→ **What this task involves**
Restate each line word for word. Leave out every picture.

:::::

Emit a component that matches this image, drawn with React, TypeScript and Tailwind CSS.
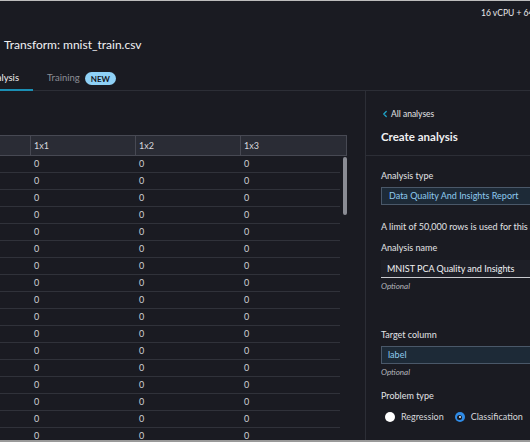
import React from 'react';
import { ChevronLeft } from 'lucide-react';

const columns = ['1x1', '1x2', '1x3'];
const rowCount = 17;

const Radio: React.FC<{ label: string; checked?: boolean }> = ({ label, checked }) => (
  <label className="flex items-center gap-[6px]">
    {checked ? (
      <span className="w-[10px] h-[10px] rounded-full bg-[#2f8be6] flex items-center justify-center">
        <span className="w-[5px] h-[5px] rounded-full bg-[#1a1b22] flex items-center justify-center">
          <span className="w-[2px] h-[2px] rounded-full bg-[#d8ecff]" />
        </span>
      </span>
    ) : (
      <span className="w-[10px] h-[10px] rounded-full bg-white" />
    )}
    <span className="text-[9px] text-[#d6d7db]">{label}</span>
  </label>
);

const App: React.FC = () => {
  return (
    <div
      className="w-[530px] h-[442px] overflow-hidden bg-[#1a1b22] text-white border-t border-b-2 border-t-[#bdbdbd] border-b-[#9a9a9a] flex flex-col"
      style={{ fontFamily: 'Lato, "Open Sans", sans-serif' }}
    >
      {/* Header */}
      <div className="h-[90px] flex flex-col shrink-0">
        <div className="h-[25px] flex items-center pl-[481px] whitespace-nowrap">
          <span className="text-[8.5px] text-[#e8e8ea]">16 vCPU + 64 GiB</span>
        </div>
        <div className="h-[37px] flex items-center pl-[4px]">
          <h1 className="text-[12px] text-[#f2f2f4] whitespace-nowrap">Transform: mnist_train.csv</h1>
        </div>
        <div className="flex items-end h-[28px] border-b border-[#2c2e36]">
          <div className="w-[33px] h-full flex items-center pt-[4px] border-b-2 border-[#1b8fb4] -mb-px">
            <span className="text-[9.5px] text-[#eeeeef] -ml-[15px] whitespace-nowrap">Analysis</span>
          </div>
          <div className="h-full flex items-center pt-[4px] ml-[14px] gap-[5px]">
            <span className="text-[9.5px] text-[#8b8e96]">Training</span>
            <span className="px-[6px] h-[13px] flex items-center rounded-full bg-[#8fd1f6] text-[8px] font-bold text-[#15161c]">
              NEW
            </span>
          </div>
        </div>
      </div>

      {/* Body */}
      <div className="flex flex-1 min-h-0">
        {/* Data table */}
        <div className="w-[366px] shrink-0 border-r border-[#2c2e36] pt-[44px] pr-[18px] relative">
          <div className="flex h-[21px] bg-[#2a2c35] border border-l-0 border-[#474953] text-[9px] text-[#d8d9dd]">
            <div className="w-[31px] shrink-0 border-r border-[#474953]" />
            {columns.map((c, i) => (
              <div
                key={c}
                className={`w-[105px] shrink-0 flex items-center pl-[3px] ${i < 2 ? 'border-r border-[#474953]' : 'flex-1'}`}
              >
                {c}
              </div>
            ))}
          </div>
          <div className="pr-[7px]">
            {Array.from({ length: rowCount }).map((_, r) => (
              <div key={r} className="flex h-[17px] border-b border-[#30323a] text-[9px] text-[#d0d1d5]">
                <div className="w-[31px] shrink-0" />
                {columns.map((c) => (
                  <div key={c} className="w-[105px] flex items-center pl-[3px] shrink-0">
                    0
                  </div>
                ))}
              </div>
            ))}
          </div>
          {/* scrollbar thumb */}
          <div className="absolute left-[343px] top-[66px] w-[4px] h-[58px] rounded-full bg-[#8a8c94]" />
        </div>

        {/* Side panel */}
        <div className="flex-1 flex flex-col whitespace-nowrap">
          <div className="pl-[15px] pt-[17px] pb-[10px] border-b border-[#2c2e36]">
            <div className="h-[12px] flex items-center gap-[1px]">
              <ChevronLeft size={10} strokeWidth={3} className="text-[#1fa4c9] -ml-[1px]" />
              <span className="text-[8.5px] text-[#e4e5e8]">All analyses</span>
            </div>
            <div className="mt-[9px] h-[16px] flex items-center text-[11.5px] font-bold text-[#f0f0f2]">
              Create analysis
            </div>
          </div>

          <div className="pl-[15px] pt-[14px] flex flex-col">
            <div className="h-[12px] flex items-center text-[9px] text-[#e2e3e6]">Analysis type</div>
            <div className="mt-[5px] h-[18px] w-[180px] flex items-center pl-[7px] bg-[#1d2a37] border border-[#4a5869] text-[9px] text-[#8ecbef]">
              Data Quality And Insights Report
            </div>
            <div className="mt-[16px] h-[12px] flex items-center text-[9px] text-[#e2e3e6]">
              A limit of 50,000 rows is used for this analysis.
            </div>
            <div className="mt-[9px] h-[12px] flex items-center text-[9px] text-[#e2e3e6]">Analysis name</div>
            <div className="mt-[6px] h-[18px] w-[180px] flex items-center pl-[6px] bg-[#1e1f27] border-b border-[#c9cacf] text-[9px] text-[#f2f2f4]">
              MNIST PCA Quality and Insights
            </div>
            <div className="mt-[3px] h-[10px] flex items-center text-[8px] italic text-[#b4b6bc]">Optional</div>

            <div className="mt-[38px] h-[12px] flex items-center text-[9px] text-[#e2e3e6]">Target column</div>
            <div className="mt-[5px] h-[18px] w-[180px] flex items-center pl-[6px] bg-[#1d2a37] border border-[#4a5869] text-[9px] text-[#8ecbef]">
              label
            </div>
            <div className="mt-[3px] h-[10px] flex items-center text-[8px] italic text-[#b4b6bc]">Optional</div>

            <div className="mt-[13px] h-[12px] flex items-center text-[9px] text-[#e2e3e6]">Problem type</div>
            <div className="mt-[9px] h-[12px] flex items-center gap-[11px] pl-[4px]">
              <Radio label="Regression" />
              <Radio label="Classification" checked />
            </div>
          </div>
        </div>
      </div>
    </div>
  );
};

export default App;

:::::

→ **Right answer**
Emit a component that matches this image, drawn with React, TypeScript and Tailwind CSS.
import React from 'react';
import { ChevronLeft } from 'lucide-react';

const columns = ['1x1', '1x2', '1x3'];
const rowCount = 17;

const Radio: React.FC<{ label: string; checked?: boolean }> = ({ label, checked }) => (
  <label className="flex items-center gap-[6px]">
    {checked ? (
      <span className="w-[10px] h-[10px] rounded-full bg-[#2f8be6] flex items-center justify-center">
        <span className="w-[5px] h-[5px] rounded-full bg-[#1a1b22] flex items-center justify-center">
          <span className="w-[2px] h-[2px] rounded-full bg-[#d8ecff]" />
        </span>
      </span>
    ) : (
      <span className="w-[10px] h-[10px] rounded-full bg-white" />
    )}
    <span className="text-[9px] text-[#d6d7db]">{label}</span>
  </label>
);

const App: React.FC = () => {
  return (
    <div
      className="w-[530px] h-[442px] overflow-hidden bg-[#1a1b22] text-white border-t border-b-2 border-t-[#bdbdbd] border-b-[#9a9a9a] flex flex-col"
      style={{ fontFamily: 'Lato, "Open Sans", sans-serif' }}
    >
      {/* Header */}
      <div className="h-[90px] flex flex-col shrink-0">
        <div className="h-[25px] flex items-center pl-[481px] whitespace-nowrap">
          <span className="text-[8.5px] text-[#e8e8ea]">16 vCPU + 64 GiB</span>
        </div>
        <div className="h-[37px] flex items-center pl-[4px]">
          <h1 className="text-[12px] text-[#f2f2f4] whitespace-nowrap">Transform: mnist_train.csv</h1>
        </div>
        <div className="flex items-end h-[28px] border-b border-[#2c2e36]">
          <div className="w-[33px] h-full flex items-center pt-[4px] border-b-2 border-[#1b8fb4] -mb-px">
            <span className="text-[9.5px] text-[#eeeeef] -ml-[15px] whitespace-nowrap">Analysis</span>
          </div>
          <div className="h-full flex items-center pt-[4px] ml-[14px] gap-[5px]">
            <span className="text-[9.5px] text-[#8b8e96]">Training</span>
            <span className="px-[6px] h-[13px] flex items-center rounded-full bg-[#8fd1f6] text-[8px] font-bold text-[#15161c]">
              NEW
            </span>
          </div>
        </div>
      </div>

      {/* Body */}
      <div className="flex flex-1 min-h-0">
        {/* Data table */}
        <div className="w-[366px] shrink-0 border-r border-[#2c2e36] pt-[44px] pr-[18px] relative">
          <div className="flex h-[21px] bg-[#2a2c35] border border-l-0 border-[#474953] text-[9px] text-[#d8d9dd]">
            <div className="w-[31px] shrink-0 border-r border-[#474953]" />
            {columns.map((c, i) => (
              <div
                key={c}
                className={`w-[105px] shrink-0 flex items-center pl-[3px] ${i < 2 ? 'border-r border-[#474953]' : 'flex-1'}`}
              >
                {c}
              </div>
            ))}
          </div>
          <div className="pr-[7px]">
            {Array.from({ length: rowCount }).map((_, r) => (
              <div key={r} className="flex h-[17px] border-b border-[#30323a] text-[9px] text-[#d0d1d5]">
                <div className="w-[31px] shrink-0" />
                {columns.map((c) => (
                  <div key={c} className="w-[105px] flex items-center pl-[3px] shrink-0">
                    0
                  </div>
                ))}
              </div>
            ))}
          </div>
          {/* scrollbar thumb */}
          <div className="absolute left-[343px] top-[66px] w-[4px] h-[58px] rounded-full bg-[#8a8c94]" />
        </div>

        {/* Side panel */}
        <div className="flex-1 flex flex-col whitespace-nowrap">
          <div className="pl-[15px] pt-[17px] pb-[10px] border-b border-[#2c2e36]">
            <div className="h-[12px] flex items-center gap-[1px]">
              <ChevronLeft size={10} strokeWidth={3} className="text-[#1fa4c9] -ml-[1px]" />
              <span className="text-[8.5px] text-[#e4e5e8]">All analyses</span>
            </div>
            <div className="mt-[9px] h-[16px] flex items-center text-[11.5px] font-bold text-[#f0f0f2]">
              Create analysis
            </div>
          </div>

          <div className="pl-[15px] pt-[14px] flex flex-col">
            <div className="h-[12px] flex items-center text-[9px] text-[#e2e3e6]">Analysis type</div>
            <div className="mt-[5px] h-[18px] w-[180px] flex items-center pl-[7px] bg-[#1d2a37] border border-[#4a5869] text-[9px] text-[#8ecbef]">
              Data Quality And Insights Report
            </div>
            <div className="mt-[16px] h-[12px] flex items-center text-[9px] text-[#e2e3e6]">
              A limit of 50,000 rows is used for this analysis.
            </div>
            <div className="mt-[9px] h-[12px] flex items-center text-[9px] text-[#e2e3e6]">Analysis name</div>
            <div className="mt-[6px] h-[18px] w-[180px] flex items-center pl-[6px] bg-[#1e1f27] border-b border-[#c9cacf] text-[9px] text-[#f2f2f4]">
              MNIST PCA Quality and Insights
            </div>
            <div className="mt-[3px] h-[10px] flex items-center text-[8px] italic text-[#b4b6bc]">Optional</div>

            <div className="mt-[38px] h-[12px] flex items-center text-[9px] text-[#e2e3e6]">Target column</div>
            <div className="mt-[5px] h-[18px] w-[180px] flex items-center pl-[6px] bg-[#1d2a37] border border-[#4a5869] text-[9px] text-[#8ecbef]">
              label
            </div>
            <div className="mt-[3px] h-[10px] flex items-center text-[8px] italic text-[#b4b6bc]">Optional</div>

            <div className="mt-[13px] h-[12px] flex items-center text-[9px] text-[#e2e3e6]">Problem type</div>
            <div className="mt-[9px] h-[12px] flex items-center gap-[11px] pl-[4px]">
              <Radio label="Regression" />
              <Radio label="Classification" checked />
            </div>
          </div>
        </div>
      </div>
    </div>
  );
};

export default App;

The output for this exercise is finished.